Türk-İş'in Komisyonun yapısı değişmezse toplantıya katılmayacağını bildirdiğini anımsatan Arslan, HAK-İŞ açısından da benzer bir durum oluştuğunu, işverenlerle ve hükümetin birlikte belirlediği asgari ücretin adil ve sağlıklı olmayacağını ifade etti.
Asgari ücretin belirlenmesine ilişkin ölçütler
Asgari ücret tutarının hangi kriterlere göre belirleneceği konusunda Arslan, üç ana unsurun dikkate alınması gerektiğini söyledi: geçmiş yıllardaki enflasyona göre nerede olunması gerektiğinin analiz edilmesi, aile sorumluluklarının (örneğin evli ve 2 çocuklu bir işçinin esas alınması) değerlendirilmesi ve ülke büyümesinden asgari ücretin pay alması. Arslan, Türkiye'nin bu yıl için büyüme tahminlerini 3.5-4 aralığı ve gelecek yıl yüzde 4'ün üzerinde büyüme olarak anons edildiğini hatırlatarak, büyümeden pay alınmasının enflasyon artışı ve refah payıyla birlikte geçmiş kayıpları telafi edeceğini belirtti.

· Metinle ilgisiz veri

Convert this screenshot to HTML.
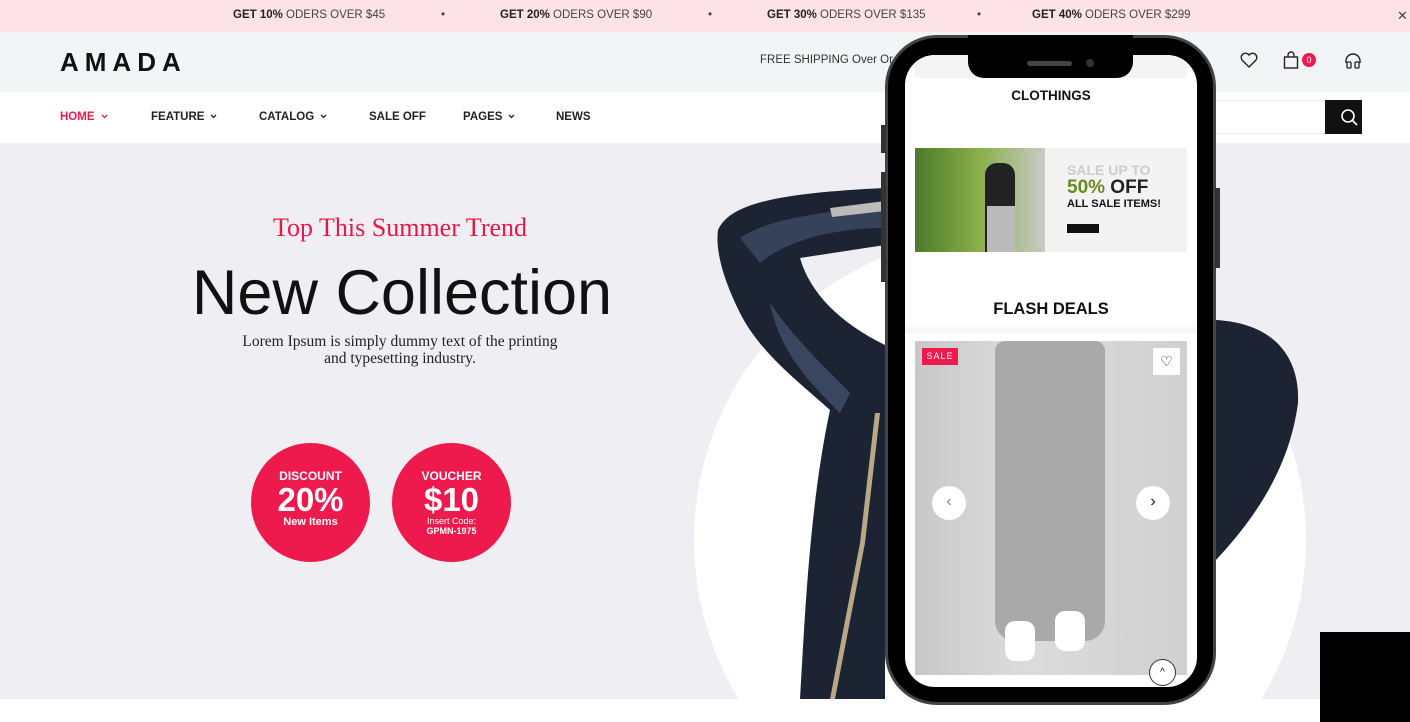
<!DOCTYPE html>
<html><head><meta charset="utf-8"><style>
*{margin:0;padding:0;box-sizing:border-box}
html,body{width:1410px;height:722px;overflow:hidden}
body{position:relative;background:#fff;font-family:"Liberation Sans",sans-serif}
.abs{position:absolute}
.top{left:0;top:0;width:1410px;height:32px;background:#fde3e7;font-size:11.5px;color:#444}
.top span{position:absolute;top:9px;white-space:nowrap}
.top b{color:#222}
.hdr{left:0;top:32px;width:1410px;height:60px;background:#f3f4f6}
.nav{left:0;top:92px;width:1410px;height:51px;background:#fff;font-size:11.5px;font-weight:bold;color:#222}
.nav span{position:absolute;top:19px;white-space:nowrap}
.nav svg{margin-left:6px;vertical-align:1px}
.hero{left:0;top:143px;width:1410px;height:556px;background:#efeff3;overflow:hidden}
.circ{border-radius:50%;background:#ee1a4d;color:#fff;text-align:center;width:119px;height:119px}
</style></head><body>
<div class="abs top">
<span style="left:233px"><b>GET 10%</b> ODERS OVER $45</span>
<span style="left:441px">•</span>
<span style="left:500px"><b>GET 20%</b> ODERS OVER $90</span>
<span style="left:708px">•</span>
<span style="left:767px"><b>GET 30%</b> ODERS OVER $135</span>
<span style="left:977px">•</span>
<span style="left:1032px"><b>GET 40%</b> ODERS OVER $299</span>
<span style="left:1397px;top:8px;font-size:13px">✕</span>
</div>
<div class="abs hdr">
<div class="abs" style="left:60px;top:15px;font-size:26px;font-weight:bold;letter-spacing:6px;color:#111">AMADA</div>
<div class="abs" style="left:760px;top:22px;font-size:11.5px;color:#333">FREE SHIPPING Over Or</div>
<svg class="abs" style="left:1240px;top:20px" width="18" height="16" viewBox="0 0 18 16"><path d="M9 15L2 8A4 4 0 0 1 9 3A4 4 0 0 1 16 8Z" fill="none" stroke="#222" stroke-width="1.4"/></svg>
<svg class="abs" style="left:1283px;top:19px" width="16" height="18" viewBox="0 0 16 18"><rect x="1.5" y="6" width="13" height="11" fill="none" stroke="#222" stroke-width="1.4"/><path d="M5 6V4a3 3 0 0 1 6 0v2" fill="none" stroke="#222" stroke-width="1.4"/></svg>
<div class="abs" style="left:1302px;top:21px;width:14px;height:14px;border-radius:50%;background:#ee1a4d;color:#fff;font-size:9px;text-align:center;line-height:14px">0</div>
<svg class="abs" style="left:1344px;top:20px" width="18" height="18" viewBox="0 0 18 18"><path d="M2 11V9a7 7 0 0 1 14 0v2" fill="none" stroke="#222" stroke-width="1.4"/><rect x="3" y="10" width="4" height="6" rx="1" fill="none" stroke="#222" stroke-width="1.3"/><rect x="11" y="10" width="4" height="6" rx="1" fill="none" stroke="#222" stroke-width="1.3"/></svg>
</div>
<div class="abs nav">
<span style="left:60px;color:#ee1a4d">HOME<svg width="7" height="5" viewBox="0 0 7 5"><path d="M1 1l2.5 2.5L6 1" fill="none" stroke="#ee1a4d" stroke-width="1.3"/></svg></span>
<span style="left:151px">FEATURE<svg width="7" height="5" viewBox="0 0 7 5"><path d="M1 1l2.5 2.5L6 1" fill="none" stroke="#222" stroke-width="1.3"/></svg></span>
<span style="left:259px">CATALOG<svg width="7" height="5" viewBox="0 0 7 5"><path d="M1 1l2.5 2.5L6 1" fill="none" stroke="#222" stroke-width="1.3"/></svg></span>
<span style="left:369px">SALE OFF</span>
<span style="left:463px">PAGES<svg width="7" height="5" viewBox="0 0 7 5"><path d="M1 1l2.5 2.5L6 1" fill="none" stroke="#222" stroke-width="1.3"/></svg></span>
<span style="left:556px">NEWS</span>
<div class="abs" style="left:1190px;top:8px;width:136px;height:34px;border:1px solid #eee;border-right:none"></div>
<div class="abs" style="left:1325px;top:8px;width:37px;height:34px;background:#111"><svg width="37" height="34" viewBox="0 0 37 34"><circle cx="17" cy="16" r="6" fill="none" stroke="#fff" stroke-width="1.6"/><path d="M21.5 20.5L26 25" stroke="#fff" stroke-width="1.6"/></svg></div>
</div>
<div class="abs hero">
<div class="abs" style="left:694px;top:91px;width:612px;height:612px;border-radius:50%;background:#fff"></div>
<svg class="abs" style="left:700px;top:0" width="610" height="556" viewBox="0 0 610 556">
<path d="M18 87 C30 60 80 50 185 45 L185 102 L100 115 C110 150 140 180 185 202 L185 556 L100 556 C105 470 110 360 130 267 C100 240 60 210 40 170 C25 140 15 110 18 87Z" fill="#1c2433"/>
<path d="M40 95 C70 75 120 70 185 62 L185 85 C140 85 90 95 60 120Z" fill="#36415a"/>
<path d="M70 160 C90 190 120 220 150 250 L140 270 C110 240 80 210 70 160Z" fill="#3a4560"/>
<path d="M130 65 L185 58 L185 68 L132 74Z" fill="#bbb"/>
<path d="M175 270 L160 400 L130 556 L135 556 L165 400 L180 270Z" fill="#b8a888"/>
<path d="M516 177 C570 180 600 210 598 260 C590 320 560 370 516 417Z" fill="#1c2433"/>
</svg>
<div class="abs" style="left:0;top:70px;width:800px;text-align:center;font-family:'Liberation Serif',serif;font-size:26px;color:#e5174b">Top This Summer Trend</div>
<div class="abs" style="left:0;top:114px;width:804px;text-align:center;font-size:63px;color:#111;letter-spacing:0">New Collection</div>
<div class="abs" style="left:0;top:190px;width:800px;text-align:center;font-family:'Liberation Serif',serif;font-size:15.5px;color:#222;line-height:17px">Lorem Ipsum is simply dummy text of the printing<br>and typesetting industry.</div>
<div class="abs circ" style="left:251px;top:300px"><div style="font-size:12px;font-weight:bold;margin-top:26px">DISCOUNT</div><div style="font-size:33px;font-weight:bold;line-height:33px">20%</div><div style="font-size:11px;font-weight:bold">New Items</div></div>
<div class="abs circ" style="left:392px;top:300px"><div style="font-size:12px;font-weight:bold;margin-top:26px">VOUCHER</div><div style="font-size:33px;font-weight:bold;line-height:33px">$10</div><div style="font-size:9px;line-height:10px">Insert Code:</div><div style="font-size:9px;font-weight:bold;line-height:10px">GPMN-1975</div></div>
</div>
<!-- phone -->
<div class="abs" style="left:885px;top:35px;width:331px;height:670px;border-radius:52px;background:#000;border:3px solid #444"></div>
<div class="abs" style="left:881px;top:125px;width:5px;height:28px;background:#333"></div>
<div class="abs" style="left:881px;top:172px;width:5px;height:110px;background:#333"></div>
<div class="abs" style="left:1215px;top:188px;width:5px;height:80px;background:#333"></div>
<div class="abs" style="left:905px;top:55px;width:292px;height:632px;border-radius:30px;background:#fff;overflow:hidden">
<div class="abs" style="left:10px;top:0;width:272px;height:23px;background:#f4f4f4"></div>
<div class="abs" style="left:0;top:33px;width:292px;text-align:center;font-size:13.5px;font-weight:bold;color:#111">CLOTHINGS</div>
<div class="abs" style="left:10px;top:93px;width:272px;height:104px;background:#f3f3f3">
<div class="abs" style="left:0;top:0;width:130px;height:104px;background:linear-gradient(90deg,#4d7a2a,#8ab04a 50%,#c9c9c9)"></div>
<div class="abs" style="left:70px;top:15px;width:30px;height:89px;background:#222;border-radius:12px 12px 0 0"></div>
<div class="abs" style="left:72px;top:58px;width:28px;height:46px;background:#bbb"></div>
<div class="abs" style="left:152px;top:15px;font-size:14px;font-weight:bold;color:#ccc;line-height:15px">SALE UP TO</div>
<div class="abs" style="left:152px;top:30px;font-size:19px;font-weight:bold;color:#222;line-height:20px"><span style="color:#6a8a22">50%</span> OFF</div>
<div class="abs" style="left:152px;top:50px;font-size:11px;font-weight:bold;color:#111">ALL SALE ITEMS!</div>
<div class="abs" style="left:152px;top:76px;width:32px;height:9px;background:#111"></div>
</div>
<div class="abs" style="left:0;top:245px;width:292px;text-align:center;font-size:16.5px;font-weight:bold;color:#111">FLASH DEALS</div>
<div class="abs" style="left:0;top:268px;width:292px;height:10px;background:linear-gradient(#fff,#f3f3f3)"></div>
<div class="abs" style="left:10px;top:286px;width:272px;height:334px;background:linear-gradient(90deg,#c8c8c8,#dcdcdc 40%,#d0d0d0)">
<div class="abs" style="left:80px;top:0;width:110px;height:300px;background:#a9a9a9;border-radius:10px 10px 20px 20px"></div>
<div class="abs" style="left:90px;top:280px;width:30px;height:40px;background:#fff;border-radius:10px"></div>
<div class="abs" style="left:140px;top:270px;width:30px;height:40px;background:#fff;border-radius:10px"></div>
<div class="abs" style="left:7px;top:7px;width:36px;height:17px;background:#ee1a4d;color:#fff;font-size:9px;text-align:center;line-height:17px;letter-spacing:1px">SALE</div>
<div class="abs" style="left:238px;top:7px;width:27px;height:27px;background:#fff;text-align:center;font-size:14px;line-height:26px">♡</div>
<div class="abs" style="left:17px;top:145px;width:34px;height:34px;border-radius:50%;background:#fff;text-align:center;line-height:32px;color:#888;font-size:16px">‹</div>
<div class="abs" style="left:221px;top:145px;width:34px;height:34px;border-radius:50%;background:#fff;text-align:center;line-height:32px;color:#111;font-size:16px">›</div>
</div>
<div class="abs" style="left:244px;top:604px;width:27px;height:27px;border-radius:50%;background:#fff;border:1px solid #333;text-align:center;font-size:10px;line-height:25px">^</div>
</div>
<div class="abs" style="left:968px;top:35px;width:165px;height:43px;background:#000;border-radius:0 0 16px 16px"></div>
<div class="abs" style="left:1027px;top:61px;width:45px;height:5px;background:#444;border-radius:3px"></div>
<div class="abs" style="left:1086px;top:59px;width:8px;height:8px;background:#333;border-radius:50%"></div>
<div class="abs" style="left:1320px;top:632px;width:90px;height:90px;background:#000"></div>
</body></html>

Sonuç olarak Arslan, belirleyici rakamlar vermekten çok sistemin» yeniden kurgulanması gerektiğini vurguladı ve Asgari Ücret Tespit Komisyonunun yapısına dair somut değişiklik çağrısını yineledi.
HAK-İŞ GENEL BAŞKANI MAHMUT ARSLAN, "DİYORUZ Kİ BİZ ASGARİ ÜCRET TESPİT KOMİSYONUNUN YAPISINI DEĞİŞTİRELİM. DAHA KATILIMCI OLSUN. KRİTERLER KOYALIM, SADECE TÜİK'İN KRİTERLERİ DEĞİL. TÜİK'İN SEPETİYLE BİZİM SEPET UYMUYOR" DEDİ.